**SOURCE EXCERPT**.
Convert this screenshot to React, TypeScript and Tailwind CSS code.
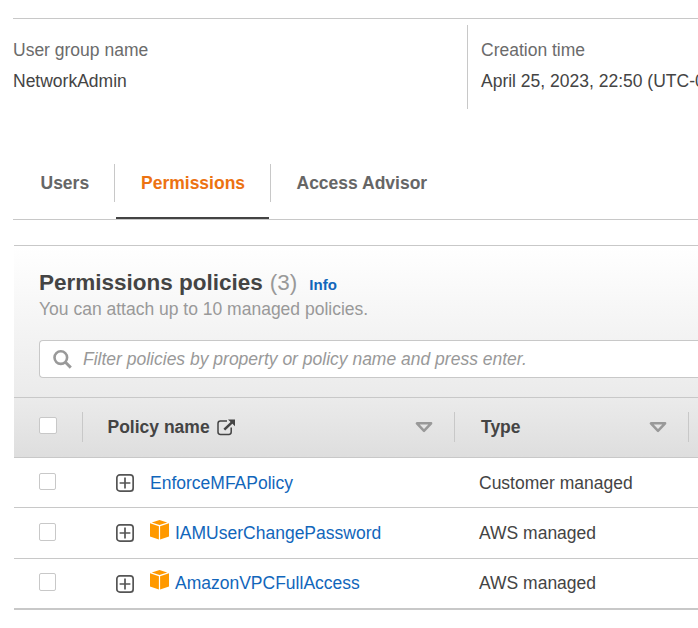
import React from "react";

function Checkbox({ className = "" }: { className?: string }) {
  return <span className={`block shrink-0 rounded-[2px] border border-[#c8c8c8] bg-white ${className}`} />;
}

function SortIcon() {
  return (
    <svg width="18" height="11" viewBox="0 0 18 11" className="block shrink-0">
      <path d="M1.9 1.3h14.2L9 8.8z" fill="none" stroke="#999" strokeWidth="2.5" strokeLinejoin="round" />
    </svg>
  );
}

function ExternalIcon() {
  return (
    <svg width="19" height="17" viewBox="0 0 19 17" className="block shrink-0" fill="none" stroke="#444" strokeWidth="1.5">
      <path d="M10 2H3.4Q1 2 1 4.4v8.7q0 2.4 2.4 2.4h8.4q2.4 0 2.4-2.4V8.4" />
      <path d="M7.3 10.6 15 3.4" strokeWidth="2.6" />
      <path d="M11 .4H18v6.8z" fill="#444" stroke="none" />
    </svg>
  );
}

function ExpandIcon() {
  return (
    <svg width="18" height="18" viewBox="0 0 18 18" className="block shrink-0" fill="none" stroke="#555" strokeWidth="1.7">
      <rect x="0.85" y="0.85" width="16.3" height="16.3" rx="3" />
      <path d="M9 3.6v10.8M3.6 9h10.8" />
    </svg>
  );
}

function BoxIcon({ className = "" }: { className?: string }) {
  return (
    <svg width="19" height="20" viewBox="0 0 19 20" className={`mr-[6px] block shrink-0 ${className}`} fill="#ff9900">
      <path d="M9.5 0 17.2 2.5 9.5 4.9 1.8 2.5z" />
      <path d="M0 3.2 8.9 6.2V19.4L0 16.4z" />
      <path d="M19 3.2 10.1 6.2V19.4L19 16.4z" />
    </svg>
  );
}

const rows = [
  { name: "EnforceMFAPolicy", type: "Customer managed", aws: false, row: "h-[50px] border-b", box: "mt-[15px] h-[17px]", icon: "", text: "mt-[15px]" },
  { name: "IAMUserChangePassword", type: "AWS managed", aws: true, row: "h-[51px] border-b", box: "mt-[15px] h-[18px]", icon: "mt-[12px]", text: "mt-[15px]" },
  { name: "AmazonVPCFullAccess", type: "AWS managed", aws: true, row: "h-[51px] border-b-2", box: "mt-[14px] h-[18px]", icon: "mt-[11px]", text: "mt-[14px]" },
];

export default function App() {
  return (
    <div className="h-[628px] w-[698px] overflow-hidden bg-white pt-[18px] font-['Liberation_Sans',Arial,sans-serif] text-[17.5px] leading-[20px] whitespace-nowrap text-[#444]">
      <section className="ml-[13px] flex h-[91px] border-t border-[#c8c8c8] pt-[6px]">
        <div className="w-[454px] shrink-0 pt-[15px]">
          <div className="text-[#6b6b6b]">User group name</div>
          <div className="mt-[11px]">NetworkAdmin</div>
        </div>
        <div className="w-[231px] shrink-0 overflow-hidden border-l border-[#c8c8c8] pt-[15px] pl-[13px]">
          <div className="text-[#6b6b6b]">Creation time</div>
          <div className="mt-[11px]">April 25, 2023, 22:50 (UTC-0</div>
        </div>
      </section>

      <nav className="mt-[55px] ml-[13px] flex h-[56px] border-b border-[#c8c8c8] font-bold text-[#666]">
        <div className="h-[38px] w-[102px] border-r border-[#c8c8c8] pt-[9px] pl-[27.5px]">Users</div>
        <div className="ml-px h-[55px] w-[153px] border-b-2 border-[#444] pt-[9px] pl-[25px] text-[#ec7211]">Permissions</div>
        <div className="ml-px h-[38px] border-l border-[#c8c8c8] pt-[9px] pl-[25.5px]">Access Advisor</div>
      </nav>

      <section className="mt-[25px] ml-[14px]">
        <div className="h-[152px] border-t border-[#c8c8c8] bg-linear-to-b from-white to-[#ebebeb] pt-[24px] pl-[25px]">
          <div className="flex h-[26px] items-baseline">
            <h2 className="text-[22.5px] leading-[26px] font-bold">Permissions policies</h2>
            <span className="ml-[7px] text-[22.5px] leading-[26px] text-[#999]">(3)</span>
            <a className="ml-[12px] text-[15px] leading-[20px] font-bold text-[#1166bb]">Info</a>
          </div>
          <p className="mt-[3px] text-[#999]">You can attach up to 10 managed policies.</p>
          <div className="mt-[21px] flex h-[38px] items-center rounded-l-[4px] border border-r-0 border-[#c8c8c8] bg-white pl-[13px] text-[#999] italic">
            <svg width="19" height="19" viewBox="0 0 19 19" className="mr-[11px] block" fill="none" stroke="#999" strokeWidth="2.6">
              <circle cx="7.8" cy="7.6" r="6.3" />
              <path d="m12.2 12 5.6 5.6" strokeWidth="2.9" />
            </svg>
            Filter policies by property or policy name and press enter.
          </div>
        </div>

        <div className="flex h-[61px] border-y border-[#c8c8c8] bg-linear-to-b from-[#ebebeb] to-[#dedede] font-bold">
          <div className="w-[68px] shrink-0 pt-[19px] pl-[25px]">
            <Checkbox className="h-[17px] w-[18px]" />
          </div>
          <div className="mt-[14px] flex h-[30px] w-[372px] shrink-0 items-center border-l border-[#c8c8c8] pl-[24.5px]">
            Policy name
            <span className="ml-[7px]"><ExternalIcon /></span>
            <span className="mr-[21px] ml-auto"><SortIcon /></span>
          </div>
          <div className="mt-[14px] flex h-[30px] w-[234px] shrink-0 items-center border-l border-[#c8c8c8] pl-[26px]">
            Type
            <span className="mr-[21px] ml-auto"><SortIcon /></span>
          </div>
          <div className="mt-[14px] h-[30px] border-l border-[#c8c8c8]" />
        </div>

        {rows.map((r) => (
          <div key={r.name} className={`flex border-[#c8c8c8] ${r.row}`}>
            <div className="w-[102px] shrink-0 pl-[25px]">
              <Checkbox className={`w-[17px] ${r.box}`} />
            </div>
            <div className="mt-[16px] w-[34px] shrink-0"><ExpandIcon /></div>
            <div className="flex w-[329px] shrink-0 text-[#1166bb]">
              {r.aws && <BoxIcon className={r.icon} />}
              <a className={r.text}>{r.name}</a>
            </div>
            <div className={r.text}>{r.type}</div>
          </div>
        ))}
      </section>
    </div>
  );
}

**TASK DESCRIPTION**.
Write the lines above out again exactly, without any of their pictures.

**ANSWER FOR THE TASK**.
Convert this screenshot to React, TypeScript and Tailwind CSS code.
import React from "react";

function Checkbox({ className = "" }: { className?: string }) {
  return <span className={`block shrink-0 rounded-[2px] border border-[#c8c8c8] bg-white ${className}`} />;
}

function SortIcon() {
  return (
    <svg width="18" height="11" viewBox="0 0 18 11" className="block shrink-0">
      <path d="M1.9 1.3h14.2L9 8.8z" fill="none" stroke="#999" strokeWidth="2.5" strokeLinejoin="round" />
    </svg>
  );
}

function ExternalIcon() {
  return (
    <svg width="19" height="17" viewBox="0 0 19 17" className="block shrink-0" fill="none" stroke="#444" strokeWidth="1.5">
      <path d="M10 2H3.4Q1 2 1 4.4v8.7q0 2.4 2.4 2.4h8.4q2.4 0 2.4-2.4V8.4" />
      <path d="M7.3 10.6 15 3.4" strokeWidth="2.6" />
      <path d="M11 .4H18v6.8z" fill="#444" stroke="none" />
    </svg>
  );
}

function ExpandIcon() {
  return (
    <svg width="18" height="18" viewBox="0 0 18 18" className="block shrink-0" fill="none" stroke="#555" strokeWidth="1.7">
      <rect x="0.85" y="0.85" width="16.3" height="16.3" rx="3" />
      <path d="M9 3.6v10.8M3.6 9h10.8" />
    </svg>
  );
}

function BoxIcon({ className = "" }: { className?: string }) {
  return (
    <svg width="19" height="20" viewBox="0 0 19 20" className={`mr-[6px] block shrink-0 ${className}`} fill="#ff9900">
      <path d="M9.5 0 17.2 2.5 9.5 4.9 1.8 2.5z" />
      <path d="M0 3.2 8.9 6.2V19.4L0 16.4z" />
      <path d="M19 3.2 10.1 6.2V19.4L19 16.4z" />
    </svg>
  );
}

const rows = [
  { name: "EnforceMFAPolicy", type: "Customer managed", aws: false, row: "h-[50px] border-b", box: "mt-[15px] h-[17px]", icon: "", text: "mt-[15px]" },
  { name: "IAMUserChangePassword", type: "AWS managed", aws: true, row: "h-[51px] border-b", box: "mt-[15px] h-[18px]", icon: "mt-[12px]", text: "mt-[15px]" },
  { name: "AmazonVPCFullAccess", type: "AWS managed", aws: true, row: "h-[51px] border-b-2", box: "mt-[14px] h-[18px]", icon: "mt-[11px]", text: "mt-[14px]" },
];

export default function App() {
  return (
    <div className="h-[628px] w-[698px] overflow-hidden bg-white pt-[18px] font-['Liberation_Sans',Arial,sans-serif] text-[17.5px] leading-[20px] whitespace-nowrap text-[#444]">
      <section className="ml-[13px] flex h-[91px] border-t border-[#c8c8c8] pt-[6px]">
        <div className="w-[454px] shrink-0 pt-[15px]">
          <div className="text-[#6b6b6b]">User group name</div>
          <div className="mt-[11px]">NetworkAdmin</div>
        </div>
        <div className="w-[231px] shrink-0 overflow-hidden border-l border-[#c8c8c8] pt-[15px] pl-[13px]">
          <div className="text-[#6b6b6b]">Creation time</div>
          <div className="mt-[11px]">April 25, 2023, 22:50 (UTC-0</div>
        </div>
      </section>

      <nav className="mt-[55px] ml-[13px] flex h-[56px] border-b border-[#c8c8c8] font-bold text-[#666]">
        <div className="h-[38px] w-[102px] border-r border-[#c8c8c8] pt-[9px] pl-[27.5px]">Users</div>
        <div className="ml-px h-[55px] w-[153px] border-b-2 border-[#444] pt-[9px] pl-[25px] text-[#ec7211]">Permissions</div>
        <div className="ml-px h-[38px] border-l border-[#c8c8c8] pt-[9px] pl-[25.5px]">Access Advisor</div>
      </nav>

      <section className="mt-[25px] ml-[14px]">
        <div className="h-[152px] border-t border-[#c8c8c8] bg-linear-to-b from-white to-[#ebebeb] pt-[24px] pl-[25px]">
          <div className="flex h-[26px] items-baseline">
            <h2 className="text-[22.5px] leading-[26px] font-bold">Permissions policies</h2>
            <span className="ml-[7px] text-[22.5px] leading-[26px] text-[#999]">(3)</span>
            <a className="ml-[12px] text-[15px] leading-[20px] font-bold text-[#1166bb]">Info</a>
          </div>
          <p className="mt-[3px] text-[#999]">You can attach up to 10 managed policies.</p>
          <div className="mt-[21px] flex h-[38px] items-center rounded-l-[4px] border border-r-0 border-[#c8c8c8] bg-white pl-[13px] text-[#999] italic">
            <svg width="19" height="19" viewBox="0 0 19 19" className="mr-[11px] block" fill="none" stroke="#999" strokeWidth="2.6">
              <circle cx="7.8" cy="7.6" r="6.3" />
              <path d="m12.2 12 5.6 5.6" strokeWidth="2.9" />
            </svg>
            Filter policies by property or policy name and press enter.
          </div>
        </div>

        <div className="flex h-[61px] border-y border-[#c8c8c8] bg-linear-to-b from-[#ebebeb] to-[#dedede] font-bold">
          <div className="w-[68px] shrink-0 pt-[19px] pl-[25px]">
            <Checkbox className="h-[17px] w-[18px]" />
          </div>
          <div className="mt-[14px] flex h-[30px] w-[372px] shrink-0 items-center border-l border-[#c8c8c8] pl-[24.5px]">
            Policy name
            <span className="ml-[7px]"><ExternalIcon /></span>
            <span className="mr-[21px] ml-auto"><SortIcon /></span>
          </div>
          <div className="mt-[14px] flex h-[30px] w-[234px] shrink-0 items-center border-l border-[#c8c8c8] pl-[26px]">
            Type
            <span className="mr-[21px] ml-auto"><SortIcon /></span>
          </div>
          <div className="mt-[14px] h-[30px] border-l border-[#c8c8c8]" />
        </div>

        {rows.map((r) => (
          <div key={r.name} className={`flex border-[#c8c8c8] ${r.row}`}>
            <div className="w-[102px] shrink-0 pl-[25px]">
              <Checkbox className={`w-[17px] ${r.box}`} />
            </div>
            <div className="mt-[16px] w-[34px] shrink-0"><ExpandIcon /></div>
            <div className="flex w-[329px] shrink-0 text-[#1166bb]">
              {r.aws && <BoxIcon className={r.icon} />}
              <a className={r.text}>{r.name}</a>
            </div>
            <div className={r.text}>{r.type}</div>
          </div>
        ))}
      </section>
    </div>
  );
}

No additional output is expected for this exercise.